Many have tries to create for themselves an enchanted life; all have failed - in the end we are up-against our own corrupt and limited natures. 

Many, many people have ended up in the tragic situation depicted at the end of The Sea Bell; unable to forget, yet unable to attain, 'faery' - and finding no consolation in 'the world'. 


A Christian can and should be consoled by the ultimate prospect of resurrected life in Heaven; which is (as Tolkien makes clear at the end of his essay) the only possible actuality of that which we glimpse in faery. It is resurrection that makes the quest for enchantment a matter of truth rather than delusion. 

Yet, that still leaves the problem of how we structure our earthly lives in the years ahead... indeed in this day, and this moment...  

A further problem is that the consciousness of Modern Man has developed so as to become so resistant to enchantment - that there seem to be many people who claim not to experience it, not to want it. 

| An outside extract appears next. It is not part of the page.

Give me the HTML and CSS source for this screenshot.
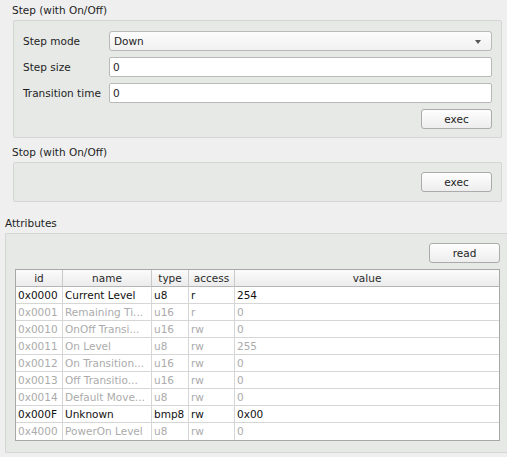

And there are others who (whatever they may they claim) seem never to experience any kind of enchantment; but instead seem (so far as I can tell) to live disenchanted lives; to the point of being hostile to the whole idea - and regarding any taint of romanticism is childish, insane or evil


Sadly, many self-identified Christians are of this aggressively disenchanted type: the kind of Christians who regard any whiff of faery, magic, romanticism as indicating the stench of Hellish brimstone (and who regard Tolkien himself as one of the devil's party). 

I say 'sadly' - because, despite that the quest for enchantment may be personally tragic; not-to-want it at all, and to regard enchantment as stupid, malign of delusional, strikes me as a kind of self-maimed half-life. 

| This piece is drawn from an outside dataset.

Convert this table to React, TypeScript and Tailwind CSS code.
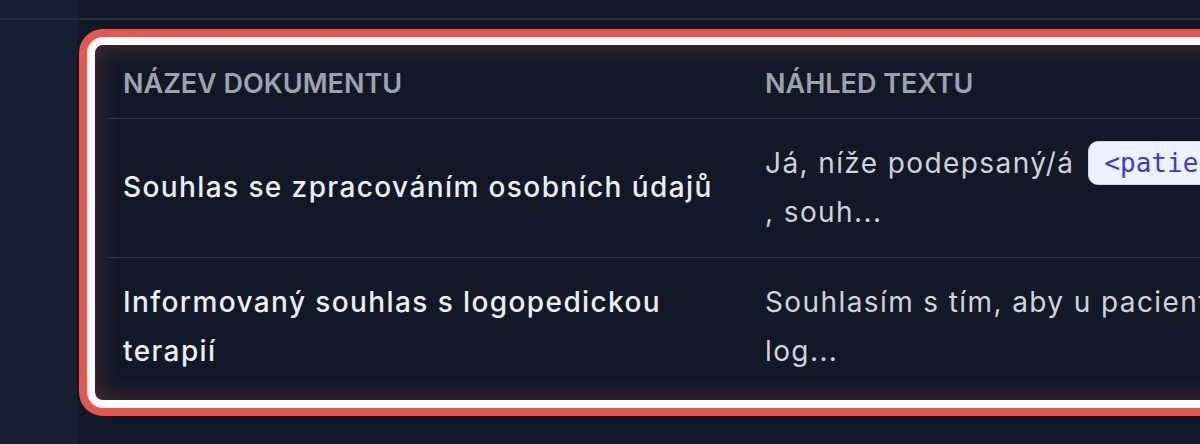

I cannot help feeling sorry-for such people - even when they are frustrating or maddening to deal-with. 


My best positive suggestion, that I have discussed many times before on this blog; is to apply some of the lessons of Owen Barfield's concept of Final Participation - which I have further analyzed into concepts such as Primary Thinking and heart-thinking. 

In particular; the idea that - instead of seeking an overwhelming and immersive experience of enchantment, of faery, such that we hope to experience 'being there', inside that world -- we may choose to seek to participate-with such a world in the realm of purposive conscious thinking

Instead of (mentally) lowering-our-selves-into enchantment, instead of sinking-into a dream-like realm; we might instead aim to rise-above the mundane: to weave our conscious thinking with thoughts of (experiences from?) faery. 

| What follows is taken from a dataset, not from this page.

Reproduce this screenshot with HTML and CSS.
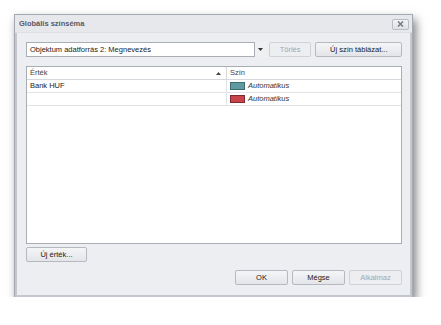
FILE: index.html
```html
<!DOCTYPE html>
<html>
<head>
<meta charset="utf-8">
<link rel="stylesheet" href="styles.css">
</head>
<body>
<div class="dialog">
  <div class="titlebar">
    <span class="title">Globális színséma</span>
    <span class="close"><svg width="7" height="6" viewBox="0 0 7 6"><path d="M1 0.5 L6 5.5 M6 0.5 L1 5.5" stroke="#7a7e85" stroke-width="1.6"/></svg></span>
  </div>
  <div class="body">
    <div class="toprow">
      <div class="combo">
        <div class="combo-text">Objektum adatforrás 2: Megnevezés</div>
        <div class="combo-arrow"><svg width="5" height="3" viewBox="0 0 5 3"><path d="M0 0 H5 L2.5 3 Z" fill="#333"/></svg></div>
      </div>
      <div class="btn disabled w-torles">Törlés</div>
      <div class="btn w-uj">Új szín táblázat...</div>
    </div>
    <div class="grid">
      <div class="grow header">
        <div class="c1">Érték<svg class="sort" width="5" height="3" viewBox="0 0 5 3"><path d="M0 3 H5 L2.5 0 Z" fill="#444"/></svg></div>
        <div class="c2">Szín</div>
      </div>
      <div class="grow">
        <div class="c1">Bank HUF</div>
        <div class="c2"><span class="swatch teal"></span><i>Automatikus</i></div>
      </div>
      <div class="grow">
        <div class="c1"></div>
        <div class="c2"><span class="swatch red"></span><i>Automatikus</i></div>
      </div>
    </div>
    <div class="addrow">
      <div class="btn w-ujertek">Új érték...</div>
    </div>
    <div class="bottomrow">
      <div class="btn w-b">OK</div>
      <div class="btn w-b">Mégse</div>
      <div class="btn w-b disabled">Alkalmaz</div>
    </div>
  </div>
</div>
</body>
</html>
```

FILE: styles.css
```css
html, body {
  margin: 0;
  padding: 0;
  background: #ffffff;
}
body {
  font-family: "Liberation Sans", Arial, sans-serif;
  font-size: 7.5px;
  color: #1a1a1a;
}
.dialog {
  margin: 14px 0 0 14px;
  width: 399px;
  height: 283px;
  box-sizing: border-box;
  border: 1px solid #a4a8b0;
  background: #eceef1;
  box-shadow: 3px 5px 9px rgba(0,0,0,0.5);
  display: flex;
  flex-direction: column;
}
.titlebar {
  height: 17px;
  flex: none;
  background: #e7e8ec;
  border-bottom: 1px solid #dcdee2;
  display: flex;
  align-items: center;
  justify-content: space-between;
  padding: 0 3px 0 4px;
}
.title {
  font-weight: bold;
  color: #555a66;
  font-size: 7.5px;
}
.close {
  width: 15px;
  height: 9px;
  border: 1px solid #b9bcc3;
  border-radius: 2px;
  background: linear-gradient(#f3f4f6, #dfe1e5);
  display: flex;
  align-items: center;
  justify-content: center;
  margin-top: 1px;
}
.body {
  flex: 1;
  border-left: 2px solid #c4c7ce;
  border-right: 2px solid #c4c7ce;
  border-bottom: 2px solid #c4c7ce;
  padding: 9px 8px 10px 9px;
  display: flex;
  flex-direction: column;
}
.toprow {
  display: flex;
  height: 15px;
}
.combo {
  width: 242px;
  display: flex;
  height: 15px;
  box-sizing: border-box;
}
.combo-text {
  flex: 1;
  background: #fff;
  border: 1px solid #a9adb4;
  box-sizing: border-box;
  padding: 0 3px;
  line-height: 13px;
  white-space: nowrap;
}
.combo-arrow {
  width: 12px;
  display: flex;
  align-items: center;
  justify-content: center;
  background: #eef0f2;
}
.btn {
  box-sizing: border-box;
  height: 15px;
  border: 1px solid #b6b9c0;
  border-radius: 2px;
  background: linear-gradient(#f4f5f7, #e3e5e9);
  display: flex;
  align-items: center;
  justify-content: center;
  color: #1a1a1a;
  white-space: nowrap;
}
.btn.disabled {
  color: #a3a7ad;
  border-color: #cfd2d7;
  background: #eceef1;
}
.w-torles { width: 43px; margin-left: 2px; }
.w-uj { width: 87px; margin-left: 4px; }
.grid {
  margin-top: 9px;
  height: 178px;
  box-sizing: border-box;
  border: 1px solid #a9adb4;
  background: #fff;
}
.grow {
  display: flex;
  height: 13px;
  box-sizing: border-box;
  border-bottom: 1px solid #e1e3e7;
  line-height: 12px;
}
.grow.header {
  color: #444;
  border-bottom: 1px solid #d5d8dd;
}
.c1 {
  width: 200px;
  box-sizing: border-box;
  padding-left: 3px;
  border-right: 1px solid #e1e3e7;
  position: relative;
}
.header .c1 { border-right-color: #d5d8dd; }
.sort {
  position: absolute;
  right: 5px;
  top: 5px;
}
.c2 {
  flex: 1;
  padding-left: 3px;
  display: flex;
  align-items: center;
}
.c2 i {
  color: #333;
}
.swatch {
  width: 15px;
  height: 8px;
  box-sizing: border-box;
  margin-right: 3px;
  border: 1px solid #555;
}
.swatch.teal { background: #5e9aa0; border-color: #3e6c70; }
.swatch.red { background: #c9434d; border-color: #7e2a30; }
.addrow {
  margin-top: 3px;
  display: flex;
}
.w-ujertek { width: 61px; }
.bottomrow {
  margin-top: 8px;
  display: flex;
  justify-content: flex-end;
  gap: 4px;
}
.w-b { width: 53px; }
```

This Final Participation is not a final answer; because there is none on this side of death; but engaging with an assumed living and potentially present realm of faery is something that lacks some of the problems of the more usual attempt at 'travelling'-into/ dwelling-within faery - not least because it is immune to that loss-of-effectiveness that plagues all attempts to lose-ourselves. 

With the Final Participation idea; we do Not try to lose our-selves or our awareness of this-world - but aim instead to remain our-selves; indeed to expand and strengthen our-selves as we encounter enchantment; which can be done by aligning our motivations with that which is Good in faery.  


Such is difficult because it is a creative activity; and creating just-is difficult. Also because it entails the discernment of what is Good in our-selves and 'the enchanted' - and working-from that.

But - however difficult, intermittent, and only-partially-successful, is such a creative endeavor; it is nonetheless something that provides a very deep level of satisfaction, and a potential for profound learning.

So, Final Participation in faery seems like a valid Life Quest for those of us for whom a 'romantic life' is a fact of our natures. 


Sunday 14 May 2023

Review of Divine Friendship (2023) - An aggregation of Arkle's analects; edited by Jon Flint

Divine Friendship: An aggregation of Arkle's analects

Edited by Jon Flint. Independently published on Amazon Kindle, 2023. 77 pages. 

Current price: 77 pence Sterling; 1 US dollar 


Jon Flint, who was a friend and collaborator of the author, has edited a short collection of William Arkle's writings on the subject of Divine Friendship; which was probably Arkle's core theme - the understanding of which can be a key to Arkle's larger philosophical ideas.

Arkle is one of a handful of authors that I regard as of primary importance in developing my attitudes and understandings of life and reality. But I am the first to acknowledge that it is difficult to grasp his meaning and significance. 

Arkle's major work was A Geography of Consciousness, 1974; republished 2019 - to which I contributed a new introduction. But GoC is a tough read in parts, with its analogies from physical science and strategy of building-up the argument from basic assumptions. 

The Great Gift of 1977 is much more accessible, with its paintings and poems; yet such is its richness of ideas and images that they are perhaps difficult to navigate and synthesize. 


Jon Flint takes the different approach of collecting a variety of forms of communication, spanning more than two decades of Arkle's later life - all focusing on the same theme.

This theme is that God the creator most desires from us his children that (eventually) we might grow-up to become mature 'friends' that can share in the divine work of creation. 

Simple to state, but easy to misunderstand! - not least because 'friend' has become such an enfeebled concept in this era of social media, and yet the English language offers no alternative better substitute.  


The collection begins with a verbal transcription taken from an informal live lecture, so we can get an idea of Arkle's conversational style; and of how he explained things person to person. 

Then there follow relevant excerpts from four of his books, the two mentioned above, plus Equations of Being; and including the entirety of his self-published pamphlet God: the Player Friend (1992); which, until now, has been almost impossible to obtain.

A further 'angle' is provided by extracts from Arkle's personal correspondence to the editor Jon Flint, written from 1986-1999. I found these very valuable - indeed, Jon Flint has previously allowed me to read a much larger selection from this correspondence; which is so good that I have read it at least four times through, already! 

I hope that, at some point, this more-complete correspondence between Arkle and Flint might be published in its own right; but in the meantime Arkle's admirers will welcome this 'taster'; and indeed the volume as a whole. 

Nowhere else could you obtain so much spiritual nourishment for less than the price of a bar of chocolate!